Sometimes there are articles in the papers about girls without either legs or arms. Well, this is very unusual, and though I have lived for years in a home devoted to cripples of all types, I have only known of one case in which a torso alone was left, and that wasn't due to an accident, but to birth. This was pathetic, because the parents of he child were very wealthy, and did all in their power to have her fitted with artificial limbs; but it wasn't any good. Myrtle just couldn't use them, and because she was sensitive about her appearance, her parents thought it was better that she should live in a home. We used to take turns to push her around in a bath-chair (for lame people help each other and think nothing about it).

She had lovely long hair that was arranged in a coronet over her head. It was the colour of gold, and quite adorable.
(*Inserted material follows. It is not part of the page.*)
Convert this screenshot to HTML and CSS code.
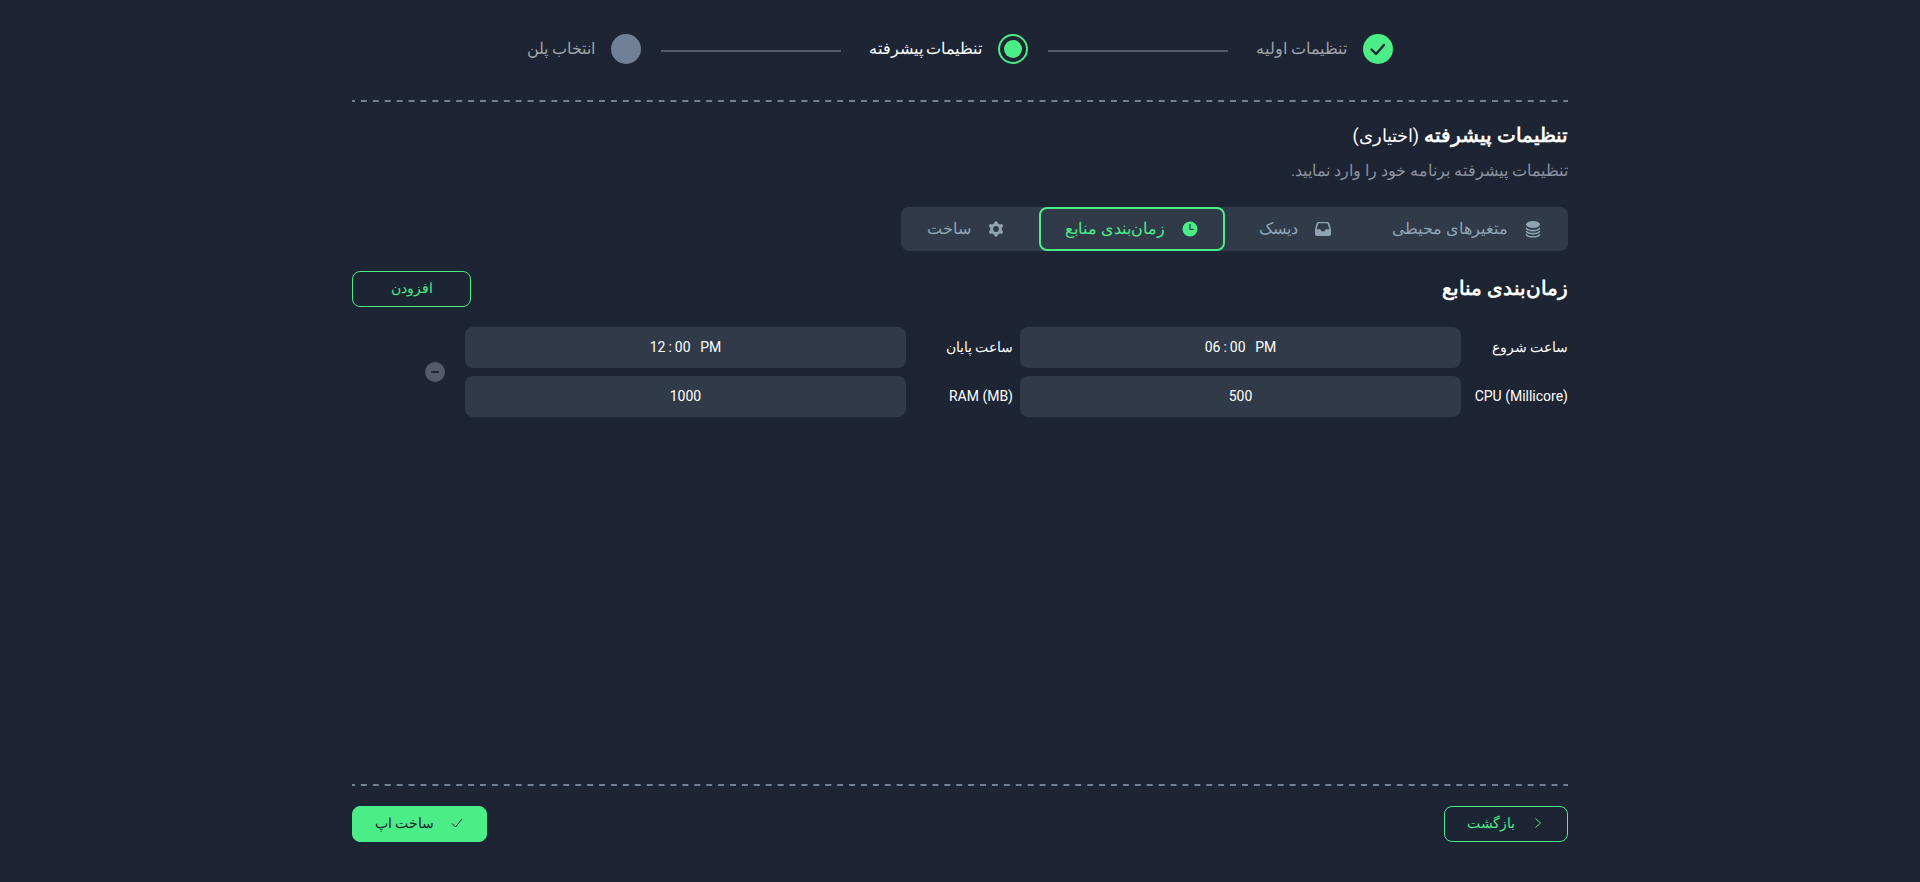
FILE: index.html
```html
<!DOCTYPE html>
<html lang="fa" dir="rtl">
<head>
<meta charset="utf-8">
<meta name="viewport" content="width=device-width, initial-scale=1">
<title>تنظیمات پیشرفته</title>
<link rel="stylesheet" href="styles.css">
</head>
<body>
<main class="wizard">
  <ol class="steps">
    <li class="step">
      <svg class="step-mark" viewBox="0 0 30 30" aria-hidden="true"><circle cx="15" cy="15" r="15" fill="#4aed86"/><path d="M8.500 15.500l4.500 4.500 8-9" fill="none" stroke="#1d2433" stroke-width="2.400" stroke-linecap="round" stroke-linejoin="round"/></svg>
      <span>تنظیمات اولیه</span>
    </li>
    <li class="step-line" aria-hidden="true"></li>
    <li class="step step-current" aria-current="step">
      <svg class="step-mark" viewBox="0 0 30 30" aria-hidden="true"><circle cx="15" cy="15" r="14" fill="none" stroke="#4aed86" stroke-width="2"/><circle cx="15" cy="15" r="9" fill="#4aed86"/></svg>
      <span>تنظیمات پیشرفته</span>
    </li>
    <li class="step-line" aria-hidden="true"></li>
    <li class="step">
      <svg class="step-mark" viewBox="0 0 30 30" aria-hidden="true"><circle cx="15" cy="15" r="15" fill="#718096"/></svg>
      <span>انتخاب پلن</span>
    </li>
  </ol>
  <hr class="divider">
  <header class="intro">
    <h1 class="title">تنظیمات پیشرفته <span class="optional">(اختیاری)</span></h1>
    <p class="lead">تنظیمات پیشرفته برنامه خود را وارد نمایید.</p>
  </header>
  <nav class="tabs">
    <button class="tab" type="button">
      <svg class="tab-icon" viewBox="0 0 18 18" aria-hidden="true"><ellipse cx="9" cy="4.500" rx="7" ry="3.500" fill="currentColor"/><path d="M2.600 8.600c1.500 2.600 11.300 2.600 12.800 0M2.600 11.700c1.500 2.600 11.300 2.600 12.800 0M2.600 14.800c1.500 2.600 11.300 2.600 12.800 0" fill="none" stroke="currentColor" stroke-width="1.700" stroke-linecap="round"/></svg>
      <span>متغیرهای محیطی</span>
    </button>
    <button class="tab" type="button">
      <svg class="tab-icon" viewBox="0 0 18 18" aria-hidden="true"><path fill="currentColor" fill-rule="evenodd" d="M4.200 2h9.600q1 0 1.400 1L17 9v5a2 2 0 0 1-2 2H3a2 2 0 0 1-2-2V9l1.800-6q.4-1 1.400-1zM4.500 3.300 2.500 9.200H6q.6 0 .8.700a2.300 2.300 0 0 0 4.400 0q.2-.7.800-.7h3.500l-2-5.900z"/></svg>
      <span>دیسک</span>
    </button>
    <button class="tab tab-active" type="button" aria-current="true">
      <svg class="tab-icon" viewBox="0 0 18 18" aria-hidden="true"><circle cx="9" cy="9" r="7.500" fill="currentColor"/><path d="M9 4v5.300h3.800" fill="none" stroke="#303a49" stroke-width="1.200"/></svg>
      <span>زمان‌بندی منابع</span>
    </button>
    <button class="tab" type="button">
      <svg class="tab-icon" viewBox="0 0 18 18" aria-hidden="true"><g fill="none" stroke="currentColor"><circle cx="9" cy="9" r="4.400" stroke-width="3"/><path d="M9 4V3M9 14v1M13.300 6.500l.9-.5M4.700 11.500l-.9.500M4.700 6.500 3.800 6M13.300 11.500l.9.500" stroke-width="3.600" stroke-linecap="round"/></g></svg>
      <span>ساخت</span>
    </button>
  </nav>
  <section class="schedule">
    <div class="schedule-head">
      <h2 class="title">زمان‌بندی منابع</h2>
      <button class="button button-outline button-add" type="button">افزودن</button>
    </div>
    <div class="schedule-row">
      <div class="fields">
        <label class="label" for="start">ساعت شروع</label>
        <input class="input" id="start" type="time" value="18:00" dir="ltr">
        <label class="label" for="end">ساعت پایان</label>
        <input class="input" id="end" type="time" value="12:00" dir="ltr">
        <label class="label" for="cpu"><bdi>CPU (Millicore)</bdi></label>
        <input class="input" id="cpu" type="text" inputmode="numeric" value="500" dir="ltr">
        <label class="label" for="ram"><bdi>RAM (MB)</bdi></label>
        <input class="input" id="ram" type="text" inputmode="numeric" value="1000" dir="ltr">
      </div>
      <button class="remove" type="button" aria-label="حذف">
        <svg class="remove-icon" viewBox="0 0 20 20" aria-hidden="true"><circle cx="10" cy="10" r="10" fill="#535b6b"/><path d="M7 10h6" stroke="#1d2433" stroke-width="1.800" stroke-linecap="round"/></svg>
      </button>
    </div>
  </section>
  <footer class="footer">
    <hr class="divider">
    <div class="actions">
      <button class="button button-outline" type="button">
        <svg class="button-icon" viewBox="0 0 14 14" aria-hidden="true"><path d="M4.500 2.500 9.500 7l-5 4.500" fill="none" stroke="currentColor"/></svg>
        <span>بازگشت</span>
      </button>
      <button class="button button-solid" type="button">
        <svg class="button-icon" viewBox="0 0 14 14" aria-hidden="true"><path d="M2 7.500l3.500 3.500L12 3" fill="none" stroke="currentColor"/></svg>
        <span>ساخت اپ</span>
      </button>
    </div>
  </footer>
</main>
</body>
</html>
```
FILE: styles.css
```css
* {
  box-sizing: border-box;
}

body {
  margin: 0;
  background: #1d2433;
  color: #fff;
  font-family: Roboto, sans-serif;
  font-size: 16px;
  line-height: 24px;
}

button,
input {
  font: inherit;
  color: inherit;
}

button {
  cursor: pointer;
}

.wizard {
  display: flex;
  flex-direction: column;
  max-width: 1248px;
  min-height: 100vh;
  margin: 0 auto;
  padding: 34px 16px 40px;
}

.steps {
  display: flex;
  justify-content: center;
  align-items: center;
  margin: 0 0 36px;
  padding: 0;
  list-style: none;
}

.step {
  display: flex;
  align-items: center;
  gap: 16px;
  color: #a0a3a8;
}

.step-current {
  color: #fff;
}

.step-mark {
  width: 30px;
  height: 30px;
}

.step-line {
  width: 180px;
  height: 2px;
  margin-top: 4px;
  margin-inline: 28px 20px;
  background: #535b6b;
}

.divider {
  width: 100%;
  height: 2px;
  margin: 0;
  border: 0;
  background: linear-gradient(90deg, #718096 25%, transparent 25% 75%, #718096 75%) 0 0 / calc(100% / 102) 2px;
}

.intro {
  margin-top: 16px;
}

.title {
  margin: 0;
  font-size: 20px;
  line-height: 34px;
  font-weight: 700;
}

.optional {
  font-size: 18px;
  font-weight: 400;
}

.lead {
  margin: 6px 0 0;
  color: #8b92a1;
}

.tabs {
  display: flex;
  align-self: flex-start;
  gap: 8px;
  margin-top: 24px;
  border-radius: 8px;
  background: #303a49;
}

.tab {
  display: flex;
  align-items: center;
  gap: 16px;
  height: 44px;
  padding: 0 24px;
  border: 2px solid transparent;
  border-radius: 8px;
  background: none;
  color: #90a4b4;
}

.tab-active {
  border-color: #4aed86;
  color: #4aed86;
}

.tab-icon {
  width: 18px;
  height: 18px;
}

.schedule {
  margin-top: 20px;
}

.schedule-head {
  display: flex;
  justify-content: space-between;
  align-items: flex-start;
}

.button {
  display: flex;
  justify-content: center;
  align-items: center;
  gap: 16px;
  height: 36px;
  padding: 0 22px 2px;
  border: 1px solid #4aed86;
  border-radius: 8px;
  font-size: 14px;
}

.button-outline {
  background: none;
  color: #4aed86;
}

.button-solid {
  background: #4aed86;
  color: #1d2433;
}

.button-add {
  width: 119px;
}

.button-icon {
  width: 14px;
  height: 14px;
}

.schedule-row {
  display: flex;
  align-items: center;
  gap: 20px;
  margin-top: 20px;
  padding-left: 73px;
}

.fields {
  display: grid;
  flex: 1;
  grid-template-columns: 100px 1fr 100px 1fr;
  gap: 8px 7px;
  align-items: center;
  font-size: 14px;
}

.label {
  padding-bottom: 2px;
  white-space: nowrap;
}

.input {
  width: 100%;
  height: 41px;
  padding: 0 8px 2px;
  border: 0;
  border-radius: 8px;
  background: #303a49;
  text-align: center;
}

.input::-webkit-calendar-picker-indicator {
  display: none;
}

.input::-webkit-datetime-edit {
  text-align: center;
}

.input::-webkit-datetime-edit-hour-field {
  padding: 0 3px 0 0;
}

.input::-webkit-datetime-edit-minute-field {
  padding: 0 4px 0 3px;
}

.input::-webkit-datetime-edit-ampm-field {
  padding: 0 0 0 4px;
}

.remove {
  display: flex;
  padding: 0;
  border: 0;
  background: none;
}

.remove-icon {
  width: 20px;
  height: 20px;
}

.footer {
  margin-top: auto;
}

.actions {
  display: flex;
  justify-content: space-between;
  margin-top: 20px;
}
```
She wore a long robe with a pleated cape that hid her armless state, and to look at her you wouldn't notice (at first) that there was anything seriously wrong with her.

Myrtle couldn't walk or move about on her own, but she had a marvellous gift. She composed the loveliest music, and you must have had heard her songs and suites played over the air, for she is quite well known in musical circles (although nobody knows that this popular composer is a mere trunk, and not a whole woman).

Myrtle holds her pen in her mouth when she writes her melodies, and we girls play them over on the piano while she sits in her chair and beats time with her head. when she is satisfied with her composition she sends it off to be published and stands us all a party when her cheque comes through.

It was this parties of Myrtle's that made me start designing dresses or the maimed, the limbless, and all girls who are not quite able and bodily perfect, and I think that my own experience (for I lost the use of my legs after an accident) has made me capable of designing clothes for all who are so afflicted.

I hope that any lame readers who want me to design clothes for them will write to me and let me know, and I promise to do my very best for them and take into account such things as crutches, leg-irons, and artificial limbs. I hope, too, that you like my article and my drawings.